However the Duke lacrosse rape case turns out, one lesson that absolutely will not be learned is this: You can severely reduce your chances of having a false accusation of rape leveled against you if you don’t hire strange women to come to your house and take their clothes off for money.
Also, you can severely reduce your chances of being raped if you do not go to strange men’s houses and take your clothes off for money. (Does anyone else detect a common thread here?)
And if you are a girl in Aruba or New York City, among the best ways to avoid being the victim of a horrible crime is to not get drunk in public or go off in a car with men you just met. While we’re on the subject of things every 5-year-old should know, I also recommend against dousing yourself in gasoline and striking a match.
Everyone makes mistakes, especially young people, but the outpouring of support for the victims and their families is obscuring what ought to be a flashing neon warning for potential future victims.
Whenever a gun is used in a crime, there are never-ending news stories about how dangerous guns are. But these girls go out alone, late at night, drunk off their butts, and there’s nary a peep about the dangers of drunk women on their own in public. It’s their “right.”
Yes, of course no one “deserves” to die for a mistake. Or to be raped or falsely accused of rape for a mistake. I have always been unabashedly anti-murder, anti-rape and anti-false accusation—and I don’t care who knows about it!
But these statements would roll off the tongue more easily in a world that so much as tacitly acknowledged that all these messy turns of fate followed behavior that your mother could have told you was tacky.

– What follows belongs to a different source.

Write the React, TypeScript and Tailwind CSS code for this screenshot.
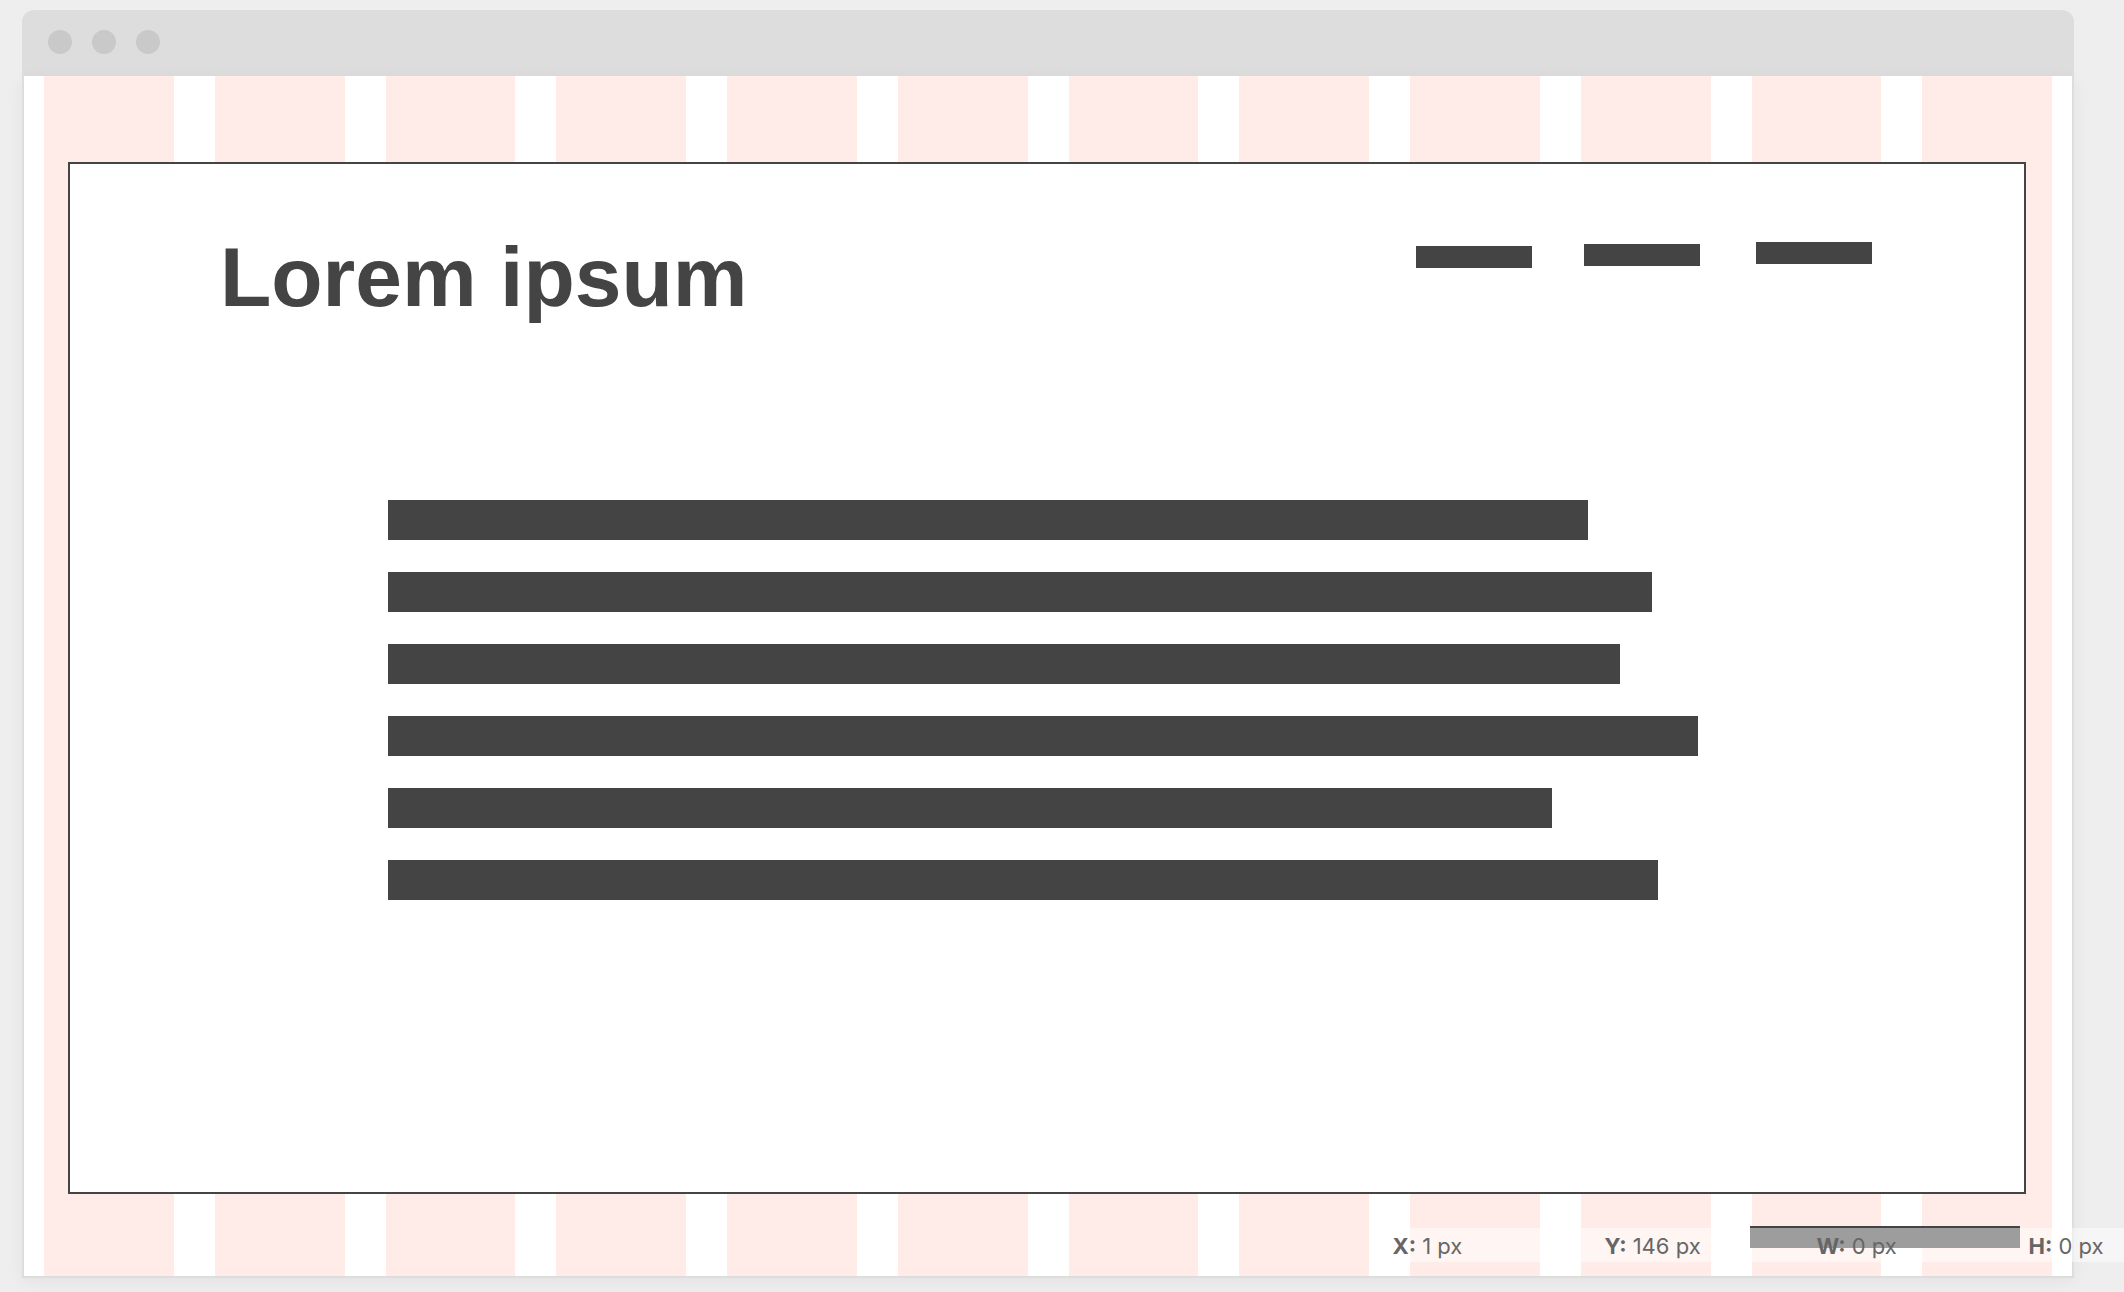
const columns = Array.from({ length: 12 }, (_, i) => i);

const lines = [
  "w-[1200px]",
  "w-[1264px]",
  "w-[1232px]",
  "w-[1310px]",
  "w-[1164px]",
  "w-[1270px]",
];

const navItems = [
  { label: "First", spacing: "mt-1" },
  { label: "Second", spacing: "mt-0.5 ml-13" },
  { label: "Third", spacing: "ml-14" },
];

const readings = [
  { name: "X", value: "1 px" },
  { name: "Y", value: "146 px" },
  { name: "W", value: "0 px" },
  { name: "H", value: "0 px" },
];

function TitleBar() {
  return (
    <header className="flex h-[66px] shrink-0 items-start gap-5 rounded-t-xl bg-[#dddddd] px-[26px] pt-5">
      <button aria-label="Close" className="size-6 rounded-full bg-[#c9c9c9]" />
      <button aria-label="Minimise" className="size-6 rounded-full bg-[#c9c9c9]" />
      <button aria-label="Zoom" className="size-6 rounded-full bg-[#c9c9c9]" />
    </header>
  );
}

function ColumnGuides() {
  return (
    <div aria-hidden="true" className="absolute inset-0 grid grid-cols-12 gap-x-[41px] px-5">
      {columns.map((c) => (
        <div key={c} className="bg-[#ffebe8]" />
      ))}
    </div>
  );
}

function Artboard() {
  return (
    <article className="flex-1 border-2 border-[#444444] bg-white">
      <div className="flex items-start justify-between pt-[78px] pr-[152px] pl-[150px]">
        <h1 className="text-[84px] leading-[70px] font-bold text-[#444444]">Lorem ipsum</h1>
        <nav className="flex items-start">
          {navItems.map((item) => (
            <a
              key={item.label}
              href="#"
              aria-label={item.label}
              className={`block h-[22px] w-[116px] bg-[#444444] ${item.spacing}`}
            />
          ))}
        </nav>
      </div>
      <div className="mt-[188px] flex flex-col gap-8 pl-[318px]">
        {lines.map((width) => (
          <div key={width} className={`h-10 max-w-full bg-[#444444] ${width}`} />
        ))}
      </div>
    </article>
  );
}

function Readout() {
  return (
    <dl className="absolute right-0 bottom-[30px] left-[65%] flex h-[34px] overflow-hidden bg-white/48 pl-3 font-[Inter,sans-serif] text-[22px] leading-9 text-[#666666]">
      {readings.map((r) => (
        <div key={r.name} className="flex w-[212px] shrink-0 gap-1.5">
          <dt className="font-bold">{r.name}:</dt>
          <dd>{r.value}</dd>
        </div>
      ))}
    </dl>
  );
}

export default function App() {
  return (
    <div className="relative flex min-h-screen flex-col overflow-hidden bg-[#eeeeee] pt-2.5 pr-[50px] pb-3.5 pl-[22px] font-['Liberation_Sans',Arial,sans-serif]">
      <TitleBar />
      <main className="relative flex flex-1 flex-col border-2 border-t-0 border-[#dddddd] bg-white shadow-[0_4px_16px_rgba(0,0,0,0.05)]">
        <ColumnGuides />
        <div className="relative flex flex-1 flex-col pt-[86px] pr-[46px] pb-7 pl-11">
          <Artboard />
          <div className="mt-8 mr-1.5 h-[22px] w-[270px] self-end bg-[#444444]" />
        </div>
      </main>
      <Readout />
    </div>
  );
}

Not very long ago, all the precursor behavior in these cases would have been recognized as vulgar—whether or not anyone ended up dead, raped or falsely accused of rape. But in a nation of people in constant terror of being perceived as “judgmental,” I’m not sure most people do recognize that anymore.
It shouldn’t be necessary to point out that girls shouldn’t be bar-hopping alone or taking their clothes off in front of strangers, and that young men shouldn’t be hiring strippers. But we live in a world of Bill Clinton, Paris Hilton, Howard Stern, Julia Roberts in “Pretty Woman,” Democratic fund-raisers at the Playboy Mansion and tax deductions for entertaining clients at strip clubs.
This is an age in which the expression “girls gone wild” is becoming a redundancy. So even as the bodies pile up, I don’t think the message about integrity is getting through.
The liberal charge of “hypocrisy” has so permeated the public consciousness that no one is willing to condemn any behavior anymore, no matter how seedy. The unstated rule is: If you’ve done it, you can’t ever criticize it—a standard that would seem to repudiate the good works of the Rev. Franklin Graham, Malcolm X, Whittaker Chambers and St. Paul, among others.
Every woman who has had an abortion feels compelled to defend abortion for all women; every man who’s ever been at a party with strippers thinks he has to defend all men who watch strippers; and every Democrat who voted for Bill Clinton feels the need to defend duplicity, adultery, lying about adultery, sexual harassment, rape, perjury, obstruction of justice, kicking the can of global Islamo-fascism down the road for eight years and so on.
This is crazy. (I can say that because I’ve never been diagnosed with a psychiatric disorder. Although I did test positive for “Olympic fever” once.)
In no area except morality would a sane person believe he can’t criticize something stupid because he’s done it. How about: If you’ve ever forgotten to fill up your car and run out of gas, you must forevermore defend a person’s right to ignore the gas gauge. Or if you’ve ever forgotten to wear a coat in cold weather and caught a cold, henceforth you are obliged to encourage others not to dress appropriately in the winter.
This deep-seated societal fear of being accused of “hypocrisy” applies only to behavior touching on morals.
But we’re all rotten sinners, incapable of redemption on our own. The liberal answer to sin is to say: I can never pay this back, so my argument will be I didn’t do anything wrong.
The religion of peace’s answer is: I’ve just beheaded an innocent man—I’m off to meet Allah!
I don’t know what the Jewish answer is, but I’m sure it’s something other than, “therefore, what I did is no longer bad behavior”—or the Talmud could be a lot shorter.
The Christian answer is: I can never pay this back, but luckily that Christ fellow has already paid my debt.